Carrier integration is rarely a single connector problem. It is an Enterprise Integration problem involving APIs, message reliability, data mapping, exception routing, and monitoring. The ERP should not be judged only by whether it can connect to a carrier, but by whether it can support a repeatable integration pattern across many carriers, customer portals, warehouse systems, and finance processes. This is where Enterprise Architecture discipline matters more than product marketing.
For Odoo ERP, architecture quality depends heavily on implementation choices. A well-designed solution can use modular services, PostgreSQL-backed transactional integrity, Redis where relevant for performance patterns, and containerized deployment approaches such as Docker or Kubernetes when scale, resilience, and operational consistency justify them. However, these technologies only add value when aligned to business requirements, support capability, and governance. Overengineering a mid-market logistics operation can be as damaging as underengineering an enterprise one.
Analytics readiness should be evaluated at three levels: operational dashboards for supervisors, management reporting for service and margin control, and executive Business Intelligence for network, customer, and carrier decisions. AI-assisted ERP capabilities may help with anomaly detection, document classification, or forecasting, but they should be treated as augmentation, not a substitute for clean process design and trusted data. The strongest analytics outcomes come from consistent master data, event capture, and billing traceability.
What are the most common mistakes in logistics ERP selection and implementation?
- Selecting the ERP based on transportation features alone while ignoring finance, master data, and cross-functional workflow ownership.
- Assuming carrier integrations are one-time projects instead of ongoing operational capabilities requiring monitoring, version control, and support processes.
- Underestimating billing complexity, especially accessorial charges, contract exceptions, customer-specific invoicing rules, and dispute workflows.
- Treating analytics as a reporting add-on rather than designing data ownership, KPI definitions, and governance from the start.
- Allowing uncontrolled customization that solves local issues but weakens upgradeability, security, and long-term TCO.
- Choosing a deployment model before defining compliance, performance, support, and integration requirements.
What does a practical migration and risk mitigation strategy look like?
A logistics ERP migration should be phased by business capability, not only by module.

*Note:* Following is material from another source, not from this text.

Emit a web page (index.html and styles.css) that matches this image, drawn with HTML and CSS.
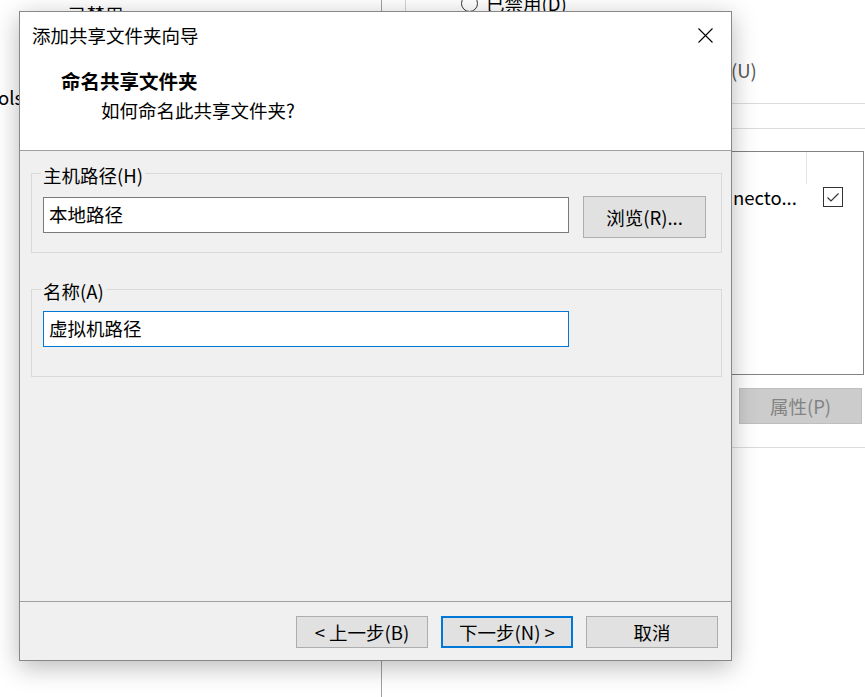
FILE: index.html
```html
<!DOCTYPE html>
<html lang="zh-CN">
<head>
<meta charset="utf-8">
<title>添加共享文件夹向导</title>
<link rel="stylesheet" href="styles.css">
</head>
<body>
<div class="desktop">
  <div class="bg-text bg-disabled-left">已禁用</div>
  <div class="bg-text bg-ols">ols</div>
  <div class="bg-vline vline-main"></div>
  <div class="bg-vline vline-short"></div>
  <div class="bg-radio"><span class="radio-circle"></span><span>已禁用(D)</span></div>
  <div class="bg-text bg-u">(U)</div>
  <div class="bg-hline hline-a"></div>
  <div class="bg-hline hline-b"></div>
  <div class="bg-list">
    <div class="list-head"><span class="col-divider"></span></div>
    <div class="list-row">
      <span class="list-name">necto...</span>
      <span class="list-check">
        <svg width="20" height="20" viewBox="0 0 20 20"><rect x="0.5" y="0.5" width="19" height="19" fill="#fff" stroke="#333"/><path d="M4.5 10.5 L8 14 L15.5 6.5" fill="none" stroke="#333" stroke-width="1.2"/></svg>
      </span>
    </div>
  </div>
  <div class="bg-button">属性(P)</div>
  <div class="bg-hline hline-c"></div>

  <div class="dialog">
    <div class="titlebar">
      <span class="title">添加共享文件夹向导</span>
      <span class="close">
        <svg width="15" height="15" viewBox="0 0 15 15"><path d="M0.5 0.5 L14.5 14.5 M14.5 0.5 L0.5 14.5" stroke="#000" stroke-width="1.1" fill="none"/></svg>
      </span>
    </div>
    <div class="header">
      <h1 class="heading">命名共享文件夹</h1>
      <p class="subheading">如何命名此共享文件夹?</p>
    </div>
    <div class="content">
      <fieldset class="group group-host">
        <legend class="group-label">主机路径(H)</legend>
        <div class="row">
          <div class="textbox">本地路径</div>
          <div class="btn btn-browse">浏览(R)...</div>
        </div>
      </fieldset>
      <fieldset class="group group-name">
        <legend class="group-label">名称(A)</legend>
        <div class="row">
          <div class="textbox focused">虚拟机路径</div>
        </div>
      </fieldset>
    </div>
    <div class="footer">
      <div class="btn btn-foot">&lt; 上一步(B)</div>
      <div class="btn btn-foot btn-default">下一步(N) &gt;</div>
      <div class="btn btn-foot">取消</div>
    </div>
  </div>
</div>
</body>
</html>
```
FILE: styles.css
```css
* { box-sizing: border-box; }
html, body { margin: 0; padding: 0; }
body {
  width: 865px;
  height: 697px;
  overflow: hidden;
  background: #fff;
  font-family: "Noto Sans CJK SC", "Noto Sans", sans-serif;
  font-size: 18.5px;
  color: #000;
}
.desktop { position: relative; width: 865px; height: 697px; overflow: hidden; }

/* background window pieces */
.bg-text { position: absolute; line-height: 24px; white-space: nowrap; }
.bg-disabled-left { left: 68px; top: 2px; }
.bg-ols { left: -2px; top: 85px; }
.bg-u { left: 731px; top: 58px; color: #555; }
.bg-radio {
  position: absolute; left: 461px; top: -9px;
  display: flex; align-items: center; gap: 8px; line-height: 24px; white-space: nowrap;
}
.radio-circle { width: 17px; height: 17px; border: 1px solid #333; border-radius: 50%; }
.bg-vline { position: absolute; top: 0; width: 1px; background: #a0a0a0; }
.vline-main { left: 381px; height: 697px; }
.vline-short { left: 405px; height: 20px; background: #d4d4d4; }
.bg-hline { position: absolute; left: 732px; right: 0; height: 1px; background: #dcdcdc; }
.hline-a { top: 103px; }
.hline-b { top: 128px; }
.hline-c { top: 447px; }
.bg-list {
  position: absolute; left: 690px; top: 151px; width: 174px; height: 224px;
  border: 1px solid #828282; background: #fff;
}
.list-head { position: relative; height: 32px; }
.col-divider { position: absolute; left: 115px; top: 0; width: 1px; height: 32px; background: #e5e5e5; }
.list-row { display: flex; align-items: center; height: 26px; }
.list-name { width: 115px; padding-left: 42px; white-space: nowrap; overflow: hidden; line-height: 24px; }
.list-check { display: flex; padding-left: 17px; }
.bg-button {
  position: absolute; left: 739px; top: 388px; width: 123px; height: 36px;
  background: #cccccc; border: 1px solid #bfbfbf; color: #838383;
  display: flex; align-items: center; justify-content: center; line-height: 24px;
}

/* dialog */
.dialog {
  position: absolute; left: 19px; top: 11px; width: 713px; height: 650px;
  border: 1px solid #888; background: #f0f0f0;
  box-shadow: 0 6px 24px rgba(0, 0, 0, 0.28);
  display: flex; flex-direction: column;
}
.titlebar {
  height: 46px; background: #fff;
  display: flex; align-items: center; justify-content: space-between;
  padding-left: 12px;
}
.title { line-height: 24px; }
.close { width: 52px; height: 46px; display: flex; align-items: center; justify-content: center; }
.header {
  height: 93px; background: #fff; border-bottom: 1px solid #a0a0a0;
  padding: 11px 0 0 41px;
}
.heading { margin: 0; font-size: 19.5px; font-weight: bold; line-height: 24px; }
.subheading { margin: 5px 0 0 40px; line-height: 24px; }
.content { flex: 1; padding: 8px 9px 0 11px; }
.group {
  margin: 0; min-width: 0;
  border: 1px solid #d9d9d9;
  padding: 9px 11px 14px;
}
.group-label { padding: 4px 2px 0; margin-left: -2px; line-height: 24px; }
.group-name { margin-top: 22px; padding-top: 8px; padding-bottom: 29px; }
.row { display: flex; align-items: flex-start; gap: 14px; }
.textbox {
  width: 526px; height: 36px; margin-top: 1px;
  border: 1px solid #7a7a7a; background: #fff;
  padding-left: 5px; line-height: 33px; white-space: nowrap;
}
.textbox.focused { border-color: #0078d7; margin-top: 0; }
.btn {
  background: #e1e1e1; border: 1px solid #adadad;
  display: flex; align-items: center; justify-content: center;
  line-height: 24px; white-space: nowrap;
}
.btn-browse { width: 123px; height: 42px; }
.footer {
  height: 59px; border-top: 1px solid #a0a0a0;
  display: flex; justify-content: flex-end; align-items: flex-start; gap: 13px;
  padding: 14px 13px 0 0;
}
.btn-foot { width: 132px; height: 32px; }
.btn-default { border: 2px solid #0078d7; }
```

A common sequence is finance and master data stabilization, then inventory and warehouse processes, then carrier integration and billing automation, followed by advanced analytics and optimization. This reduces the risk of launching complex transportation workflows on top of unstable foundational data.

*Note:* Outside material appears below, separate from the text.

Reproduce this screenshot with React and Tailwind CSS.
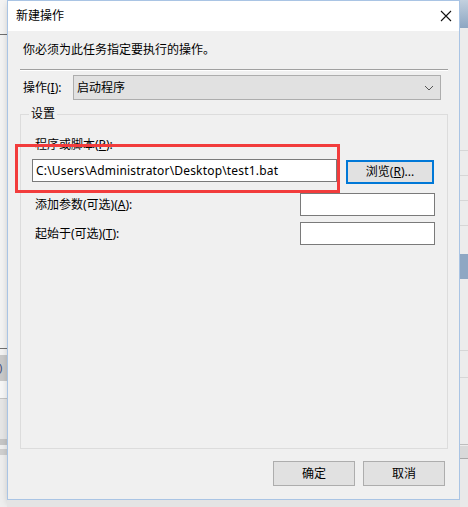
import React from 'react';

const font = { fontFamily: '"Noto Sans", "Noto Sans CJK SC", sans-serif' };

function LeftStrip() {
  return (
    <div className="w-[7px] h-[507px] flex flex-col bg-[#f3f3f3] shrink-0">
      <div className="h-[34px]" />
      <div className="h-px bg-[#6e6e6e]" />
      <div className="h-[313px]" />
      <div className="h-px bg-[#707070]" />
      <div className="h-[6px]" />
      <div className="h-[26px] bg-[#c9c9c9] text-[11px] leading-[26px] text-[#3a4a7a] overflow-hidden whitespace-nowrap">
        <span className="-ml-[1px]">)</span>
      </div>
      <div className="h-[17px] bg-[#f7f7f7]" />
      <div className="h-px bg-[#c4c4c4]" />
      <div className="h-[40px] bg-[#e6e6e6]" />
      <div className="h-[6px] bg-[#c6c6c6]" />
      <div className="h-[4px] bg-[#f0f0f0]" />
      <div className="h-[6px] bg-[#cfcfcf]" />
      <div className="flex-1 bg-[#eeeeee]" />
    </div>
  );
}

function RightStrip() {
  return (
    <div className="w-[8px] h-[507px] flex flex-col bg-[#ececec] shrink-0">
      <div className="h-[28px] bg-gradient-to-b from-[#c3d0de] to-[#8da6c2]" />
      <div className="h-[122px]" />
      <div className="h-px bg-[#d6d6d6]" />
      <div className="h-[24px]" />
      <div className="h-px bg-[#d6d6d6]" />
      <div className="h-[24px]" />
      <div className="h-px bg-[#d6d6d6]" />
      <div className="h-[24px]" />
      <div className="h-px bg-[#d6d6d6]" />
      <div className="h-[28px]" />
      <div className="h-[25px] bg-[#8ea7c3]" />
      <div className="h-[71px]" />
      <div className="h-px bg-[#d6d6d6]" />
      <div className="h-[26px]" />
      <div className="h-px bg-[#d6d6d6]" />
      <div className="h-[66px]" />
      <div className="h-px bg-[#bdbdbd]" />
      <div className="h-px" />
      <div className="h-[12px] bg-[#d9d9d9]" />
      <div className="h-px bg-[#a9a9a9]" />
      <div className="flex-1 bg-[#e9e9e9]" />
    </div>
  );
}

function Field({ className = '', children }) {
  return (
    <div className={`h-[23px] bg-white border border-[#7a7a7a] flex items-center px-[3px] text-[12px] text-black whitespace-nowrap overflow-hidden ${className}`}>
      {children}
    </div>
  );
}

export default function App() {
  return (
    <div className="w-[468px] h-[507px] overflow-hidden flex bg-[#eeeeee] text-black" style={font}>
      <LeftStrip />
      <div className="w-[453px] shrink-0 flex flex-col">
        <div className="h-[500px] flex flex-col border border-[#a9c4e4] bg-[#f0f0f0] shadow-[2px_3px_8px_rgba(0,0,0,0.25)]">
          {/* Title bar */}
          <div className="h-[30px] bg-white flex items-center justify-between pl-[8px] pr-[8px]">
            <span className="text-[12px] leading-none">新建操作</span>
            <svg width="12" height="12" viewBox="0 0 12 12" className="-mr-[1px]">
              <path d="M1 1 L11 11 M11 1 L1 11" stroke="#111" strokeWidth="1.1" />
            </svg>
          </div>

          {/* Instruction */}
          <div className="h-[38px] flex items-center pl-[15px] text-[12px]">你必须为此任务指定要执行的操作。</div>

          {/* Separator */}
          <div className="ml-[12px] mr-[11px]">
            <div className="h-px bg-[#a0a0a0]" />
            <div className="h-px bg-white" />
          </div>

          {/* Action row */}
          <div className="mt-[4px] flex items-center h-[25px]">
            <span className="pl-[15px] w-[65px] text-[12px]">操作(<u>I</u>):</span>
            <div className="w-[368px] h-[25px] bg-[#e1e1e1] border border-[#adadad] flex items-center justify-between pl-[3px] pr-[6px] text-[12px]">
              <span>启动程序</span>
              <svg width="10" height="6" viewBox="0 0 10 6">
                <path d="M1 1 L5 5 L9 1" fill="none" stroke="#555" strokeWidth="1" />
              </svg>
            </div>
          </div>

          {/* Settings group */}
          <div className="relative mt-[14px] ml-[12px] mr-[11px] h-[335px] border border-[#dcdcdc]">
            <span className="absolute -top-[9px] left-[8px] px-[2px] bg-[#f0f0f0] text-[12px] leading-[16px]">设置</span>

            <div className="pt-[22px] pl-[14px] text-[12px] leading-[16px]">程序或脚本(<u>P</u>):</div>
            <div className="mt-[6px] flex items-start">
              <Field className="ml-[11px] w-[305px] tracking-[0.18px]">C:\Users\Administrator\Desktop\test1.bat</Field>
              <button className="ml-[9px] mt-px w-[88px] h-[24px] bg-[#e1e1e1] border-2 border-[#0078d7] text-[12px] leading-none">
                浏览(<u>R</u>)...
              </button>
            </div>

            <div className="mt-[9px] flex items-center">
              <span className="pl-[14px] w-[279px] text-[12px]">添加参数(可选)(<u>A</u>):</span>
              <Field className="w-[135px]" />
            </div>
            <div className="mt-[6px] flex items-center">
              <span className="pl-[14px] w-[279px] text-[12px]">起始于(可选)(<u>T</u>):</span>
              <Field className="w-[135px]" />
            </div>

            {/* annotation */}
            <div className="absolute left-[-6px] top-[29px] w-[325px] h-[49px] border-[3px] border-[#f23c3c]" />
          </div>

          {/* Buttons */}
          <div className="mt-[12px] flex justify-end gap-[8px] pr-[14px]">
            <button className="w-[82px] h-[25px] bg-[#e1e1e1] border border-[#adadad] text-[12px]">确定</button>
            <button className="w-[82px] h-[25px] bg-[#e1e1e1] border border-[#adadad] text-[12px]">取消</button>
          </div>
        </div>
        <div className="flex-1 bg-[#e4e4e4]" />
      </div>
      <RightStrip />
    </div>
  );
}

Risk mitigation should include parallel billing validation, carrier-by-carrier onboarding waves, interface observability, role-based access design, and clear fallback procedures for shipment execution and invoicing. Compliance, Security, and Governance should be embedded in the design, especially where customer contracts, financial controls, and operational service commitments intersect. Multi-company Management and Multi-warehouse Management need explicit design decisions early, because retrofitting entity structures later is expensive and disruptive.
For ERP partners and system integrators, this is also where a partner-first operating model matters. Organizations that need White-label ERP delivery, controlled branding, or managed operational support may benefit from working with a provider such as SysGenPro when they want a White-label ERP Platform and Managed Cloud Services model that supports partner enablement without forcing a direct-vendor relationship. The value is not in promotion; it is in clarifying accountability across implementation, hosting, and lifecycle support.
Best practices and executive decision framework
- Define the target operating model before comparing products: who owns shipment events, billing rules, analytics, and exception resolution.
- Use scenario-based evaluation workshops with real carrier, billing, and reporting use cases instead of generic demos.
- Separate must-have operational capabilities from differentiators that can be delivered through phased optimization.
- Model TCO across licensing, implementation, integration support, cloud operations, upgrades, and reporting architecture.
- Establish customization guardrails, API standards, and data governance before build begins.
- Choose a deployment and support model that matches internal capability, not just budget assumptions.
An effective decision framework asks four executive questions. First, does the platform improve margin control through better billing accuracy and operational visibility? Second, can it reduce integration friction as carriers, customers, and service models evolve? Third, will the architecture remain governable across security, compliance, and support? Fourth, does the commercial model remain sustainable as user counts, transaction volumes, and analytics demands grow? If one option scores well only on features but poorly on change sustainability, it is unlikely to deliver durable value.
Future trends shaping logistics ERP decisions
The market is moving toward API-centric ecosystems, event-driven operations, stronger workflow automation, and more embedded analytics. Enterprises increasingly expect ERP platforms to participate in a broader digital operating model rather than function as isolated back-office systems. This favors architectures that can connect carrier events, warehouse execution, customer service, and finance with less manual reconciliation.
AI-assisted ERP will likely become more relevant in exception triage, invoice matching, demand and capacity forecasting, and document-heavy workflows. Even so, the strategic differentiator will remain data quality and process governance. Cloud-native Architecture will continue to influence deployment choices, especially where resilience, release discipline, and enterprise scalability matter. But leaders should adopt Kubernetes, Docker, or advanced platform patterns only when they support a clear operating model and support capability.
Executive Conclusion
There is no single best logistics ERP for carrier integration, billing, and operational analytics. The right choice depends on whether the organization needs a broad ERP backbone with adaptable logistics workflows, a transportation-centric suite with deeper native specialization, or a transitional architecture that extends existing investments. Odoo ERP is often compelling when the business wants ERP Modernization, cross-functional process unification, and controlled flexibility across inventory, accounting, service, and analytics. Specialized suites are often stronger when transportation depth is the primary strategic requirement. Legacy extension paths may be justified when replacement risk is high, but they usually carry the greatest long-term TCO and change friction.
Executives should prioritize architecture fit, billing control, analytics trust, and operational sustainability over feature volume. A disciplined evaluation methodology, phased migration strategy, and realistic deployment model will do more to protect ROI than any product demo. The most successful programs treat logistics ERP as a business operating model decision supported by technology, not as a software procurement exercise.